Para a secretária de Educação e Cultura de Pato Branco, Jusara Santos Ritzmann, ampliar o debate é de suma importância. Ela lembra que, por ser no ambiente escolar o local onda as crianças passam boa parte do dia, professores acabam por perceber as mudanças de comportamento, e que através das abordagens pode haver a proteção destas crianças.

Conforme Jusara quanto mais cedo for descoberto que uma criança é vítima de violência, “[mais cedo] ela passa a ser cuidada, protegida e [evitando] males futuros.”

Por sua vez, a secretária de Assistência Social, Márcia Vendrusculo Corti destaca como importante a união de esforços no combate a violência infantil. “Os números são alarmantes, crianças e adolescentes são violentadas por pessoas que deveriam estar protegendo elas”, lembra a secretária ao recordar que muitas das violências são cometidas por pessoas que possuem laços familiares com as vítimas. Márcia lembra que é importante que é fundamental o entendimento de que ao ser violentada a criança e adolescente são vítimas e precisam de apoio.

O delegado-chefe da 5ª Subdivisão Policial (SDP), Helder Lauria, lembra que muitos são os registros de estupro de vulnerável recebidos pela Polícia Civil em Pato Branco, no caso das meninas pela Delegacia da Mulher e dos meninos na sede da subdivisão.

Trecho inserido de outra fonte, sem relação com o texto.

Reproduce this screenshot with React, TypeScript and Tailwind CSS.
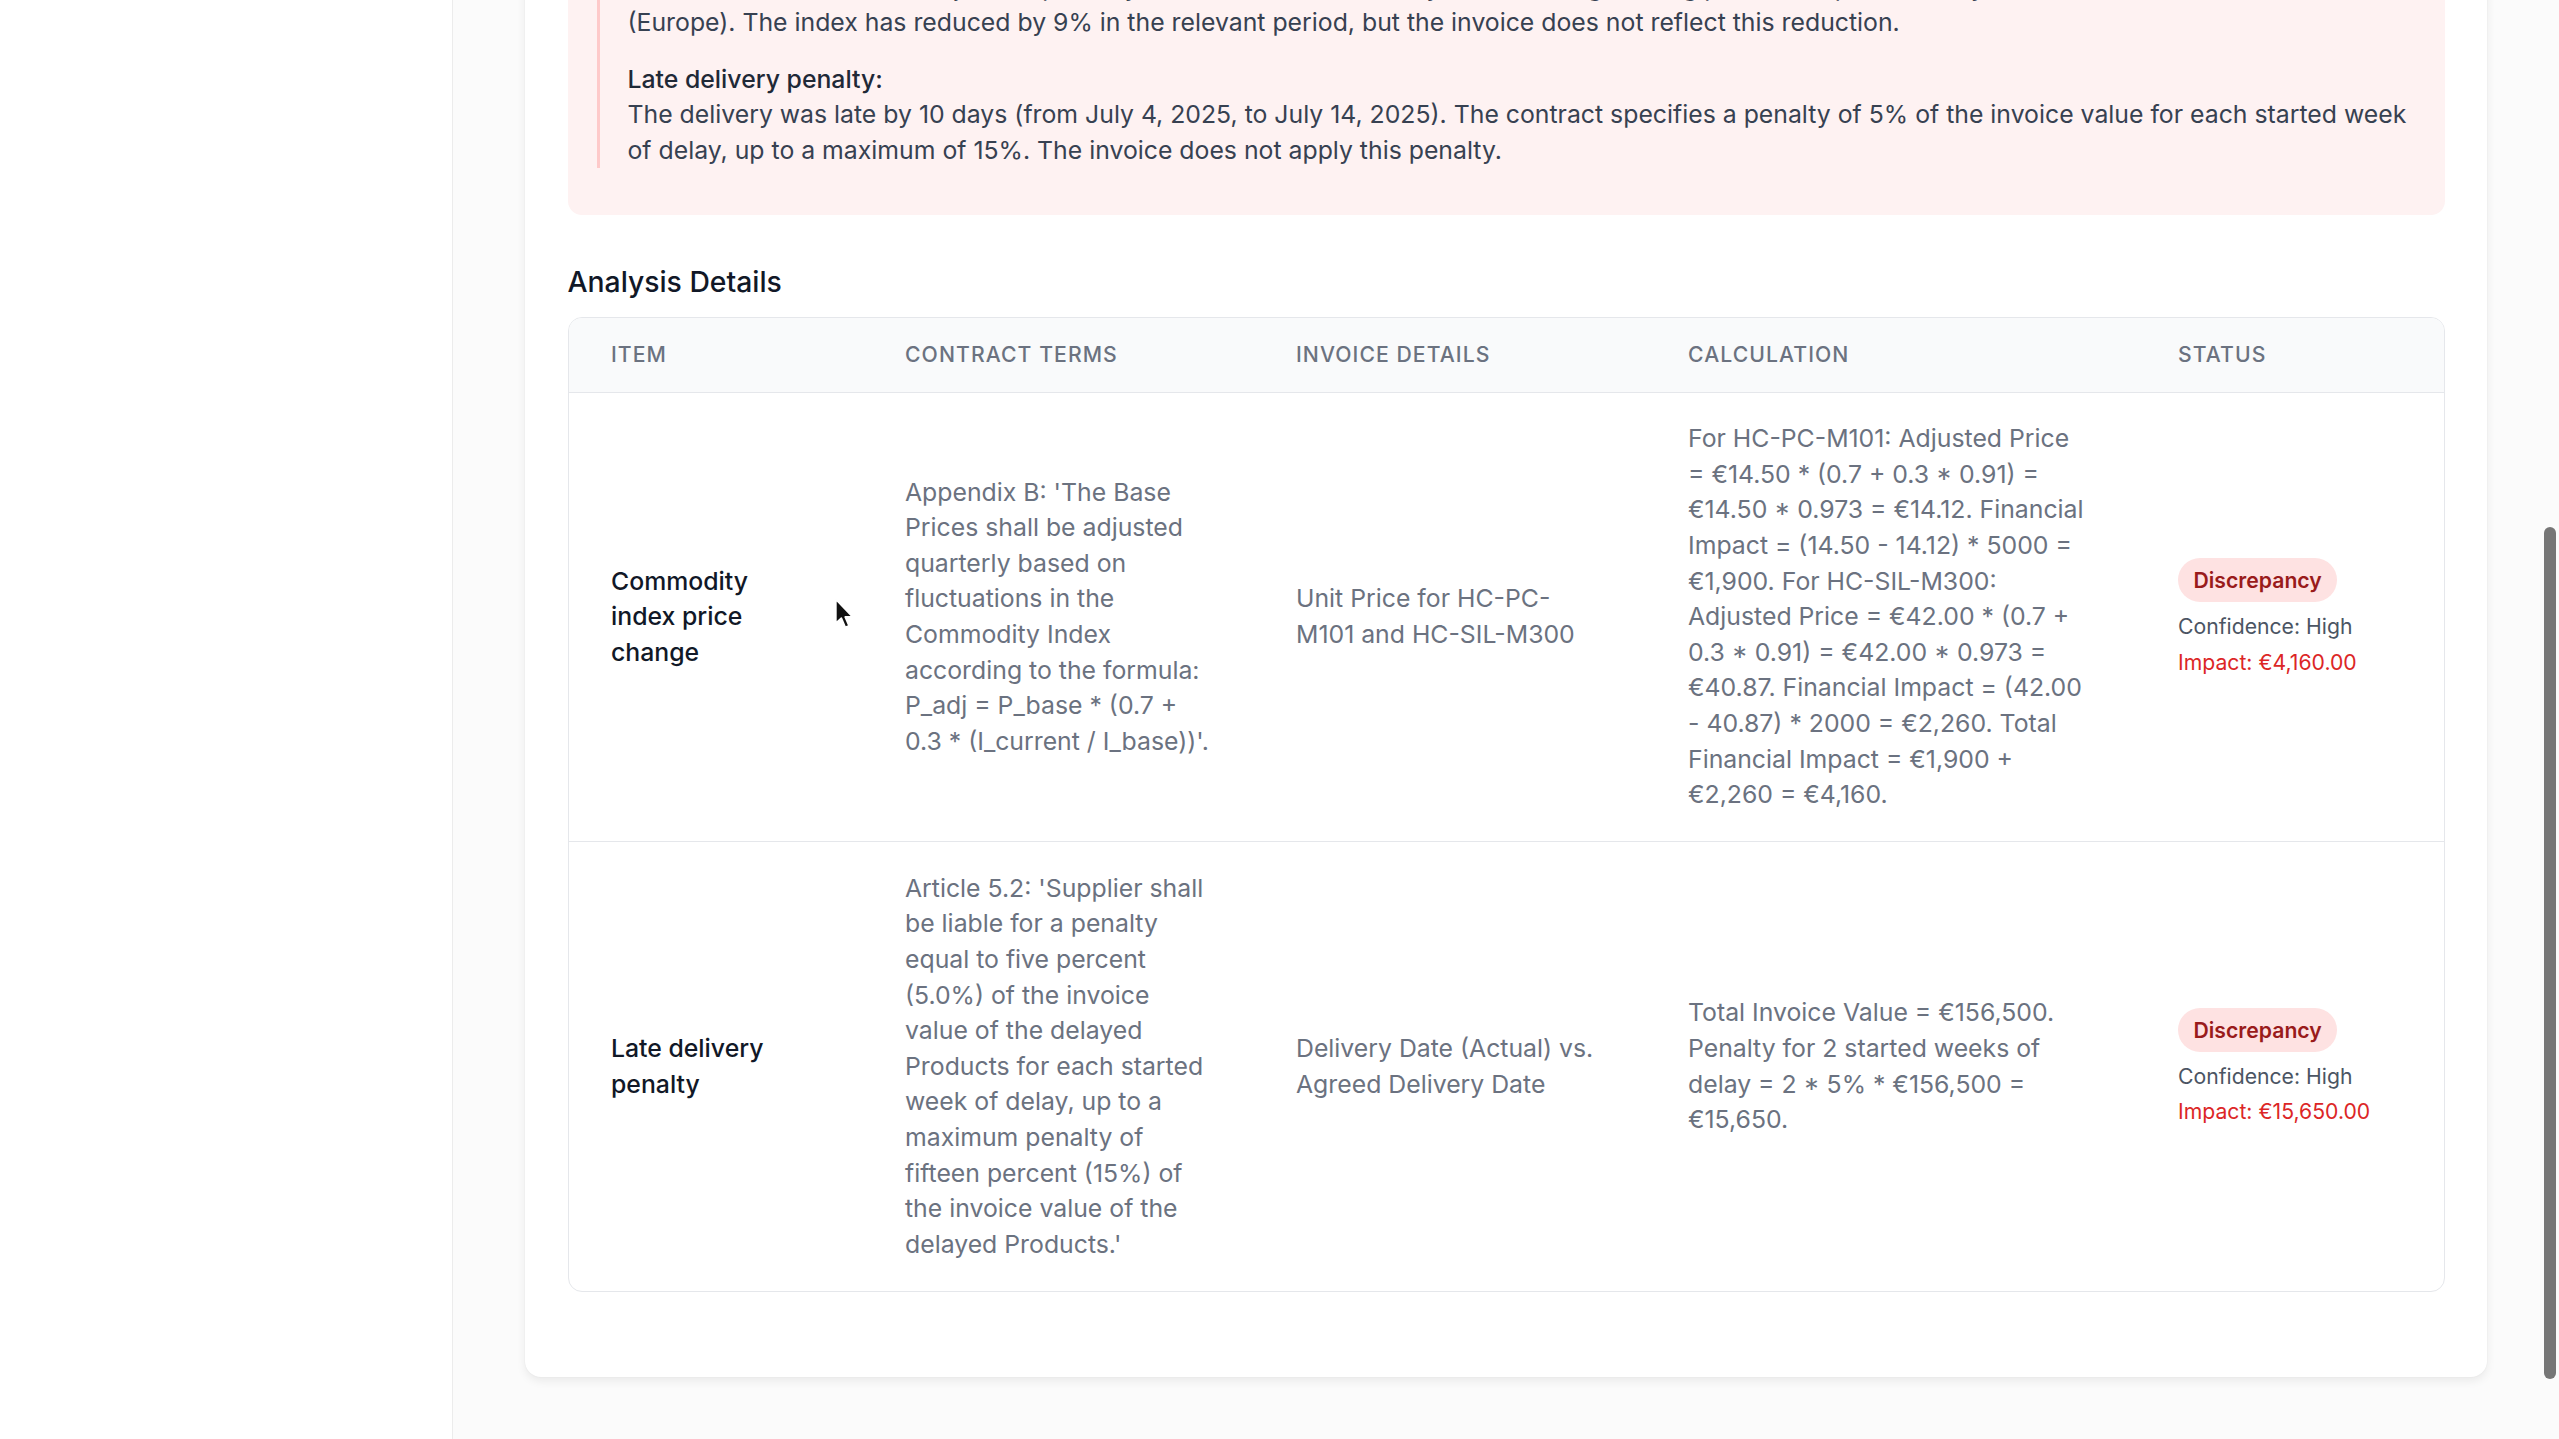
import React from "react";

const rows = [
  {
    item: "Commodity index price change",
    terms:
      "Appendix B: 'The Base Prices shall be adjusted quarterly based on fluctuations in the Commodity Index according to the formula: P_adj = P_base * (0.7 + 0.3 * (I_current / I_base))'.",
    invoice: "Unit Price for HC-PC-M101 and HC-SIL-M300",
    calc:
      "For HC-PC-M101: Adjusted Price = €14.50 * (0.7 + 0.3 * 0.91) = €14.50 * 0.973 = €14.12. Financial Impact = (14.50 - 14.12) * 5000 = €1,900. For HC-SIL-M300: Adjusted Price = €42.00 * (0.7 + 0.3 * 0.91) = €42.00 * 0.973 = €40.87. Financial Impact = (42.00 - 40.87) * 2000 = €2,260. Total Financial Impact = €1,900 + €2,260 = €4,160.",
    impact: "Impact: €4,160.00",
  },
  {
    item: "Late delivery penalty",
    terms:
      "Article 5.2: 'Supplier shall be liable for a penalty equal to five percent (5.0%) of the invoice value of the delayed Products for each started week of delay, up to a maximum penalty of fifteen percent (15%) of the invoice value of the delayed Products.'",
    invoice: "Delivery Date (Actual) vs. Agreed Delivery Date",
    calc:
      "Total Invoice Value = €156,500. Penalty for 2 started weeks of delay = 2 * 5% * €156,500 = €15,650.",
    impact: "Impact: €15,650.00",
  },
];

function Cursor() {
  return (
    <svg
      className="absolute left-[834px] top-[598px] pointer-events-none"
      width="22"
      height="32"
      viewBox="0 0 14 21"
    >
      <path
        d="M1 1 L1 16.5 L4.6 13.2 L7.2 19.2 L9.6 18.2 L7.1 12.4 L12 12.4 Z"
        fill="#111"
        stroke="#fff"
        strokeWidth="1.1"
        strokeLinejoin="round"
      />
    </svg>
  );
}

export default function App() {
  return (
    <div className="flex h-screen w-screen overflow-hidden bg-[#fbfbfb] font-[Inter,sans-serif]">
      <aside className="h-full w-[453px] shrink-0 border-r border-[#ececec] bg-white" />
      <main className="relative h-full flex-1 overflow-hidden">
        <div className="-mt-[136px] px-[72px]">
          <div className="rounded-[16px] bg-white px-[42.5px] pt-[42.5px] pb-[85px] shadow-[0_4px_10px_rgba(0,0,0,0.07),0_0_2px_rgba(0,0,0,0.05)]">
            <div className="rounded-[14px] bg-[#fef2f2] pt-[28px] pb-[47px] pl-[29px] pr-[28px]">
              <div className="flex flex-col gap-[21px] border-l-[3px] border-[#fecaca] pl-[28px] text-[24.8px] leading-[35.4px] text-[#374151]">
                <div>
                  <p className="font-medium text-[#1f2937]">Commodity index price change:</p>
                  <p>
                    The Base Prices must be adjusted quarterly based on the Commodity Index for engineering plastics as published by ICIS
                    <br />
                    (Europe). The index has reduced by 9% in the relevant period, but the invoice does not reflect this reduction.
                  </p>
                </div>
                <div>
                  <p className="font-medium text-[#1f2937]">Late delivery penalty:</p>
                  <p>
                    The delivery was late by 10 days (from July 4, 2025, to July 14, 2025). The contract specifies a penalty of 5% of the invoice value for each started week of delay, up to a maximum of 15%. The invoice does not apply this penalty.
                  </p>
                </div>
              </div>
            </div>

            <h3 className="mt-[46px] mb-[14px] text-[28.3px] leading-[42.5px] font-medium text-[#111827]">
              Analysis Details
            </h3>

            <div className="overflow-hidden rounded-[14px] border border-[#e5e7eb]">
              <table className="w-full table-fixed border-collapse">
                <colgroup>
                  <col className="w-[294px]" />
                  <col className="w-[391px]" />
                  <col className="w-[392px]" />
                  <col className="w-[490px]" />
                  <col />
                </colgroup>
                <thead className="bg-[#f9fafb]">
                  <tr className="border-b border-[#e5e7eb]">
                    {["Item", "Contract Terms", "Invoice Details", "Calculation", "Status"].map((h) => (
                      <th
                        key={h}
                        className="px-[42.5px] pt-[22px] pb-[23px] text-left text-[21.2px] leading-[28.3px] font-medium uppercase tracking-wider text-[#6b7280]"
                      >
                        {h}
                      </th>
                    ))}
                  </tr>
                </thead>
                <tbody>
                  {rows.map((r, i) => (
                    <tr key={r.item} className={i > 0 ? "border-t border-[#e5e7eb]" : ""}>
                      <td className="px-[42.5px] py-[28.5px] align-middle text-[24.8px] leading-[35.6px] font-medium text-[#111827]">
                        <div className="max-w-[180px]">{r.item}</div>
                      </td>
                      <td className="px-[42.5px] py-[28.5px] align-middle text-[24.8px] leading-[35.6px] text-[#6b7280]">
                        {r.terms}
                      </td>
                      <td className="px-[42.5px] py-[28.5px] align-middle text-[24.8px] leading-[35.6px] text-[#6b7280]">
                        {r.invoice}
                      </td>
                      <td className="px-[42.5px] py-[28.5px] align-middle text-[24.8px] leading-[35.6px] text-[#6b7280]">
                        <div className="max-w-[398px]">{r.calc}</div>
                      </td>
                      <td className="px-[42.5px] py-[28.5px] align-middle">
                        <span className="inline-flex rounded-full bg-[#fee2e2] px-[15.5px] py-[8px] text-[21.2px] leading-[28.3px] font-semibold text-[#991b1b]">
                          Discrepancy
                        </span>
                        <div className="mt-[10px] text-[21.2px] leading-[28.3px] text-[#4b5563]">Confidence: High</div>
                        <div className="mt-[7px] text-[21.2px] leading-[28.3px] text-[#dc2626]">{r.impact}</div>
                      </td>
                    </tr>
                  ))}
                </tbody>
              </table>
            </div>
          </div>
        </div>
        <div className="absolute right-[3px] top-[527px] h-[852px] w-[12px] rounded-full bg-[#767676]" />
      </main>
      <Cursor />
    </div>
  );
}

Lauria acrescenta que mais do que um mês de combate à violência, o Maio Laranja deve servir para a conscientização contra crimes descrito por ele como “bárbaro que vitimiza a criança e o adolescentes criando marcas para a vida toda.”

A delegada da Keila Mafioletti, que coordena o trabalho da delegacia especializada a Mulher em Pato Branco, repassou dados aos entes de apoio a crianças e adolescentes na ação do Largo da Liberdade, também enfatiza a importância da proteção.

A delegada lamentou que atualmente existem novas formas de abuso, dando ênfase ao “estupro virtual, a própria violência institucional em si em relação a essas vítimas. Então nós buscamos fazer todo um atendimento especializado e nos aperfeiçoarmos dia a dia para atendermos a essas novas demandas.”